Data segment:
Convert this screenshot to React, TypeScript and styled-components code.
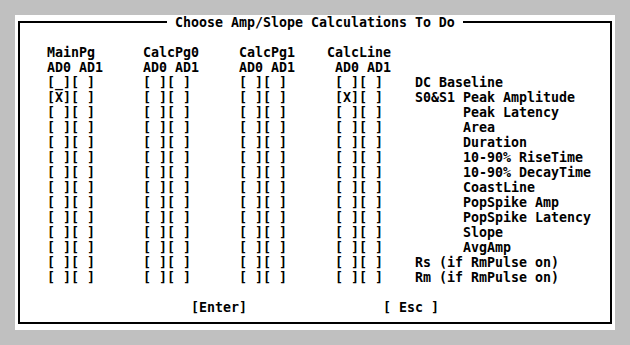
import { Fragment } from 'react';
import styled, { createGlobalStyle } from 'styled-components';

const CH = 8;
const ROW = 15;

const GlobalStyle = createGlobalStyle`
  html, body {
    margin: 0;
    padding: 0;
    background: #c0c0c0;
  }
`;

const Screen = styled.div`
  width: 630px;
  height: 345px;
  box-sizing: border-box;
  padding: 15px;
  background: #c0c0c0;
  font-family: "DejaVu Sans Mono", "Liberation Mono", monospace;
  font-weight: bold;
  font-size: 13.29px;
  line-height: ${ROW}px;
  color: #000;
`;

const Dialog = styled.div`
  width: 600px;
  height: 315px;
  box-sizing: border-box;
  padding: 6px 3px;
  background: #fff;
`;

const Frame = styled.div`
  position: relative;
  height: 100%;
  box-sizing: border-box;
  border: 2px solid #000;
  padding: 22px 0 0 27px;
`;

const Title = styled.div`
  position: absolute;
  top: -8px;
  left: 147px;
  padding: 0 ${CH}px;
  background: #fff;
  white-space: pre;
`;

const Grid = styled.div`
  display: grid;
  grid-template-columns: ${12 * CH}px ${12 * CH}px ${11 * CH}px ${11 * CH}px 1fr;
  grid-auto-rows: ${ROW}px;
  white-space: pre;
`;

const Cell = styled.div<{ $indent?: number }>`
  padding-left: ${(p) => (p.$indent ?? 0) * CH}px;
`;

const Buttons = styled.div`
  display: flex;
  gap: ${17 * CH}px;
  margin-top: ${ROW}px;
  padding-left: ${18 * CH}px;
  height: ${ROW}px;
  white-space: pre;
`;

type Mark = ' ' | 'X' | '_';

interface Row {
  label: string;
  sub?: boolean;
  marks?: Partial<Record<string, Mark>>;
}

const rows: Row[] = [
  { label: 'DC Baseline', marks: { main0: '_' } },
  { label: 'S0&S1 Peak Amplitude', marks: { main0: 'X', line0: 'X' } },
  { label: 'Peak Latency', sub: true },
  { label: 'Area', sub: true },
  { label: 'Duration', sub: true },
  { label: '10-90% RiseTime', sub: true },
  { label: '10-90% DecayTime', sub: true },
  { label: 'CoastLine', sub: true },
  { label: 'PopSpike Amp', sub: true },
  { label: 'PopSpike Latency', sub: true },
  { label: 'Slope', sub: true },
  { label: 'AvgAmp', sub: true },
  { label: 'Rs (if RmPulse on)' },
  { label: 'Rm (if RmPulse on)' },
];

const pages = [
  { key: 'main', name: 'MainPg', indent: 0 },
  { key: 'pg0', name: 'CalcPg0', indent: 0 },
  { key: 'pg1', name: 'CalcPg1', indent: 0 },
  { key: 'line', name: 'CalcLine', indent: 1 },
];

const box = (m?: Mark) => `[${m ?? ' '}]`;

const App = () => {
  return (
    <Screen>
      <GlobalStyle />
      <Dialog>
        <Frame>
          <Title>Choose Amp/Slope Calculations To Do</Title>
          <Grid>
            {pages.map((p) => (
              <Cell key={p.key}>{p.name}</Cell>
            ))}
            <Cell />
            {pages.map((p) => (
              <Cell key={p.key + '-ad'} $indent={p.indent}>AD0 AD1</Cell>
            ))}
            <Cell />
            {rows.map((r) => (
              <Fragment key={r.label}>
                {pages.map((p) => (
                  <Cell key={p.key} $indent={p.indent}>
                    {box(r.marks?.[p.key + '0'])}
                    {box(r.marks?.[p.key + '1'])}
                  </Cell>
                ))}
                <Cell $indent={r.sub ? 6 : 0}>{r.label}</Cell>
              </Fragment>
            ))}
          </Grid>
          <Buttons>
            <span>[Enter]</span>
            <span>[ Esc ]</span>
          </Buttons>
        </Frame>
      </Dialog>
    </Screen>
  );
};

export default App;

What is required: Exactly as written, return every line of the listing, but not the pictures.

The result:
Convert this screenshot to React, TypeScript and styled-components code.
import { Fragment } from 'react';
import styled, { createGlobalStyle } from 'styled-components';

const CH = 8;
const ROW = 15;

const GlobalStyle = createGlobalStyle`
  html, body {
    margin: 0;
    padding: 0;
    background: #c0c0c0;
  }
`;

const Screen = styled.div`
  width: 630px;
  height: 345px;
  box-sizing: border-box;
  padding: 15px;
  background: #c0c0c0;
  font-family: "DejaVu Sans Mono", "Liberation Mono", monospace;
  font-weight: bold;
  font-size: 13.29px;
  line-height: ${ROW}px;
  color: #000;
`;

const Dialog = styled.div`
  width: 600px;
  height: 315px;
  box-sizing: border-box;
  padding: 6px 3px;
  background: #fff;
`;

const Frame = styled.div`
  position: relative;
  height: 100%;
  box-sizing: border-box;
  border: 2px solid #000;
  padding: 22px 0 0 27px;
`;

const Title = styled.div`
  position: absolute;
  top: -8px;
  left: 147px;
  padding: 0 ${CH}px;
  background: #fff;
  white-space: pre;
`;

const Grid = styled.div`
  display: grid;
  grid-template-columns: ${12 * CH}px ${12 * CH}px ${11 * CH}px ${11 * CH}px 1fr;
  grid-auto-rows: ${ROW}px;
  white-space: pre;
`;

const Cell = styled.div<{ $indent?: number }>`
  padding-left: ${(p) => (p.$indent ?? 0) * CH}px;
`;

const Buttons = styled.div`
  display: flex;
  gap: ${17 * CH}px;
  margin-top: ${ROW}px;
  padding-left: ${18 * CH}px;
  height: ${ROW}px;
  white-space: pre;
`;

type Mark = ' ' | 'X' | '_';

interface Row {
  label: string;
  sub?: boolean;
  marks?: Partial<Record<string, Mark>>;
}

const rows: Row[] = [
  { label: 'DC Baseline', marks: { main0: '_' } },
  { label: 'S0&S1 Peak Amplitude', marks: { main0: 'X', line0: 'X' } },
  { label: 'Peak Latency', sub: true },
  { label: 'Area', sub: true },
  { label: 'Duration', sub: true },
  { label: '10-90% RiseTime', sub: true },
  { label: '10-90% DecayTime', sub: true },
  { label: 'CoastLine', sub: true },
  { label: 'PopSpike Amp', sub: true },
  { label: 'PopSpike Latency', sub: true },
  { label: 'Slope', sub: true },
  { label: 'AvgAmp', sub: true },
  { label: 'Rs (if RmPulse on)' },
  { label: 'Rm (if RmPulse on)' },
];

const pages = [
  { key: 'main', name: 'MainPg', indent: 0 },
  { key: 'pg0', name: 'CalcPg0', indent: 0 },
  { key: 'pg1', name: 'CalcPg1', indent: 0 },
  { key: 'line', name: 'CalcLine', indent: 1 },
];

const box = (m?: Mark) => `[${m ?? ' '}]`;

const App = () => {
  return (
    <Screen>
      <GlobalStyle />
      <Dialog>
        <Frame>
          <Title>Choose Amp/Slope Calculations To Do</Title>
          <Grid>
            {pages.map((p) => (
              <Cell key={p.key}>{p.name}</Cell>
            ))}
            <Cell />
            {pages.map((p) => (
              <Cell key={p.key + '-ad'} $indent={p.indent}>AD0 AD1</Cell>
            ))}
            <Cell />
            {rows.map((r) => (
              <Fragment key={r.label}>
                {pages.map((p) => (
                  <Cell key={p.key} $indent={p.indent}>
                    {box(r.marks?.[p.key + '0'])}
                    {box(r.marks?.[p.key + '1'])}
                  </Cell>
                ))}
                <Cell $indent={r.sub ? 6 : 0}>{r.label}</Cell>
              </Fragment>
            ))}
          </Grid>
          <Buttons>
            <span>[Enter]</span>
            <span>[ Esc ]</span>
          </Buttons>
        </Frame>
      </Dialog>
    </Screen>
  );
};

export default App;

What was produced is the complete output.